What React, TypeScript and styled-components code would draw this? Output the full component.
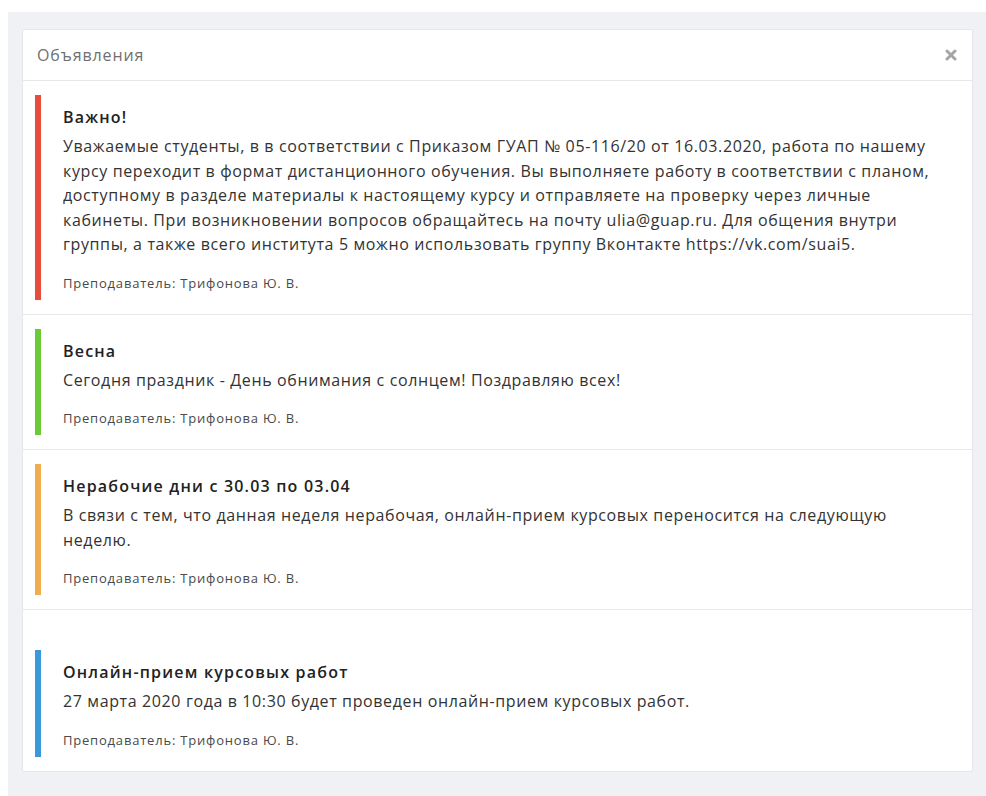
import React from "react";
import styled, { createGlobalStyle } from "styled-components";

const GlobalStyle = createGlobalStyle`
  html, body {
    margin: 0;
    padding: 0;
    background: #ffffff;
  }
  body {
    font-family: "Open Sans", "Noto Sans", sans-serif;
    color: #333333;
  }
`;

const Page = styled.div`
  margin: 12px 0 0 8px;
  min-height: 784px;
  box-sizing: border-box;
  background: #f0f1f5;
  padding: 17px 13px 26px 14px;
`;

const Panel = styled.div`
  background: #ffffff;
  border: 1px solid #e4e6eb;
  border-radius: 2px;
`;

const PanelHeader = styled.div`
  height: 50px;
  display: flex;
  align-items: center;
  justify-content: space-between;
  padding: 0 14px 0 14px;
  border-bottom: 1px solid #e7e8ec;
`;

const PanelTitle = styled.h3`
  margin: 0;
  font-size: 16px;
  font-weight: 400;
  letter-spacing: 0.9px;
  color: #707070;
`;

const CloseButton = styled.button`
  border: none;
  background: none;
  padding: 0;
  width: 14px;
  height: 14px;
  display: flex;
  align-items: center;
  justify-content: center;
  cursor: pointer;
`;

const Notice = styled.div<{ $gap?: number }>`
  padding: ${(p) => 14 + (p.$gap ?? 0)}px 29px 14px 12px;
  & + & {
    border-top: 1px solid #e7e8ec;
  }
`;

const NoticeBody = styled.div<{ $accent: string }>`
  border-left: 6px solid ${(p) => p.$accent};
  padding: 10px 0 8px 22px;
`;

const NoticeTitle = styled.div`
  font-size: 16px;
  line-height: 24px;
  font-weight: 600;
  letter-spacing: 1.2px;
  color: #222222;
  margin-bottom: 5px;
`;

const NoticeText = styled.div`
  font-size: 16px;
  line-height: 24.5px;
  letter-spacing: 0.62px;
  color: #333333;
`;

const NoticeAuthor = styled.div`
  margin-top: 17px;
  font-size: 13px;
  line-height: 18px;
  letter-spacing: 0.8px;
  color: #4a4a4a;
`;

type Item = {
  title: string;
  text: string;
  accent: string;
  gap?: number;
};

const items: Item[] = [
  {
    title: "Важно!",
    accent: "#e84c3d",
    text:
      "Уважаемые студенты, в в соответствии с Приказом ГУАП № 05-116/20 от 16.03.2020, работа по нашему курсу переходит в формат дистанционного обучения. Вы выполняете работу в соответствии с планом, доступному в разделе материалы к настоящему курсу и отправляете на проверку через личные кабинеты. При возникновении вопросов обращайтесь на почту ulia@guap.ru. Для общения внутри группы, а также всего института 5 можно использовать группу Вконтакте https://vk.com/suai5.",
  },
  {
    title: "Весна",
    accent: "#6bcb36",
    text: "Сегодня праздник - День обнимания с солнцем! Поздравляю всех!",
  },
  {
    title: "Нерабочие дни с 30.03 по 03.04",
    accent: "#f0ad4e",
    text:
      "В связи с тем, что данная неделя нерабочая, онлайн-прием курсовых переносится на следующую неделю.",
  },
  {
    title: "Онлайн-прием курсовых работ",
    accent: "#3a9ad9",
    gap: 26,
    text: "27 марта 2020 года в 10:30 будет проведен онлайн-прием курсовых работ.",
  },
];

const CloseIcon = () => (
  <svg width="12" height="12" viewBox="0 0 12 12">
    <path
      d="M2 2 L10 10 M10 2 L2 10"
      stroke="#a5a5a5"
      strokeWidth="3"
      strokeLinecap="round"
    />
  </svg>
);

export default function App() {
  return (
    <>
      <GlobalStyle />
      <Page>
        <Panel>
          <PanelHeader>
            <PanelTitle>Объявления</PanelTitle>
            <CloseButton aria-label="Закрыть">
              <CloseIcon />
            </CloseButton>
          </PanelHeader>
          {items.map((item) => (
            <Notice key={item.title} $gap={item.gap}>
              <NoticeBody $accent={item.accent}>
                <NoticeTitle>{item.title}</NoticeTitle>
                <NoticeText>{item.text}</NoticeText>
                <NoticeAuthor>Преподаватель: Трифонова Ю. В.</NoticeAuthor>
              </NoticeBody>
            </Notice>
          ))}
        </Panel>
      </Page>
    </>
  );
}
|---|
→ Requirement
Your task is to reproduce all of the material exactly. The pictures stay out.

→ Task output
What React, TypeScript and styled-components code would draw this? Output the full component.
import React from "react";
import styled, { createGlobalStyle } from "styled-components";

const GlobalStyle = createGlobalStyle`
  html, body {
    margin: 0;
    padding: 0;
    background: #ffffff;
  }
  body {
    font-family: "Open Sans", "Noto Sans", sans-serif;
    color: #333333;
  }
`;

const Page = styled.div`
  margin: 12px 0 0 8px;
  min-height: 784px;
  box-sizing: border-box;
  background: #f0f1f5;
  padding: 17px 13px 26px 14px;
`;

const Panel = styled.div`
  background: #ffffff;
  border: 1px solid #e4e6eb;
  border-radius: 2px;
`;

const PanelHeader = styled.div`
  height: 50px;
  display: flex;
  align-items: center;
  justify-content: space-between;
  padding: 0 14px 0 14px;
  border-bottom: 1px solid #e7e8ec;
`;

const PanelTitle = styled.h3`
  margin: 0;
  font-size: 16px;
  font-weight: 400;
  letter-spacing: 0.9px;
  color: #707070;
`;

const CloseButton = styled.button`
  border: none;
  background: none;
  padding: 0;
  width: 14px;
  height: 14px;
  display: flex;
  align-items: center;
  justify-content: center;
  cursor: pointer;
`;

const Notice = styled.div<{ $gap?: number }>`
  padding: ${(p) => 14 + (p.$gap ?? 0)}px 29px 14px 12px;
  & + & {
    border-top: 1px solid #e7e8ec;
  }
`;

const NoticeBody = styled.div<{ $accent: string }>`
  border-left: 6px solid ${(p) => p.$accent};
  padding: 10px 0 8px 22px;
`;

const NoticeTitle = styled.div`
  font-size: 16px;
  line-height: 24px;
  font-weight: 600;
  letter-spacing: 1.2px;
  color: #222222;
  margin-bottom: 5px;
`;

const NoticeText = styled.div`
  font-size: 16px;
  line-height: 24.5px;
  letter-spacing: 0.62px;
  color: #333333;
`;

const NoticeAuthor = styled.div`
  margin-top: 17px;
  font-size: 13px;
  line-height: 18px;
  letter-spacing: 0.8px;
  color: #4a4a4a;
`;

type Item = {
  title: string;
  text: string;
  accent: string;
  gap?: number;
};

const items: Item[] = [
  {
    title: "Важно!",
    accent: "#e84c3d",
    text:
      "Уважаемые студенты, в в соответствии с Приказом ГУАП № 05-116/20 от 16.03.2020, работа по нашему курсу переходит в формат дистанционного обучения. Вы выполняете работу в соответствии с планом, доступному в разделе материалы к настоящему курсу и отправляете на проверку через личные кабинеты. При возникновении вопросов обращайтесь на почту ulia@guap.ru. Для общения внутри группы, а также всего института 5 можно использовать группу Вконтакте https://vk.com/suai5.",
  },
  {
    title: "Весна",
    accent: "#6bcb36",
    text: "Сегодня праздник - День обнимания с солнцем! Поздравляю всех!",
  },
  {
    title: "Нерабочие дни с 30.03 по 03.04",
    accent: "#f0ad4e",
    text:
      "В связи с тем, что данная неделя нерабочая, онлайн-прием курсовых переносится на следующую неделю.",
  },
  {
    title: "Онлайн-прием курсовых работ",
    accent: "#3a9ad9",
    gap: 26,
    text: "27 марта 2020 года в 10:30 будет проведен онлайн-прием курсовых работ.",
  },
];

const CloseIcon = () => (
  <svg width="12" height="12" viewBox="0 0 12 12">
    <path
      d="M2 2 L10 10 M10 2 L2 10"
      stroke="#a5a5a5"
      strokeWidth="3"
      strokeLinecap="round"
    />
  </svg>
);

export default function App() {
  return (
    <>
      <GlobalStyle />
      <Page>
        <Panel>
          <PanelHeader>
            <PanelTitle>Объявления</PanelTitle>
            <CloseButton aria-label="Закрыть">
              <CloseIcon />
            </CloseButton>
          </PanelHeader>
          {items.map((item) => (
            <Notice key={item.title} $gap={item.gap}>
              <NoticeBody $accent={item.accent}>
                <NoticeTitle>{item.title}</NoticeTitle>
                <NoticeText>{item.text}</NoticeText>
                <NoticeAuthor>Преподаватель: Трифонова Ю. В.</NoticeAuthor>
              </NoticeBody>
            </Notice>
          ))}
        </Panel>
      </Page>
    </>
  );
}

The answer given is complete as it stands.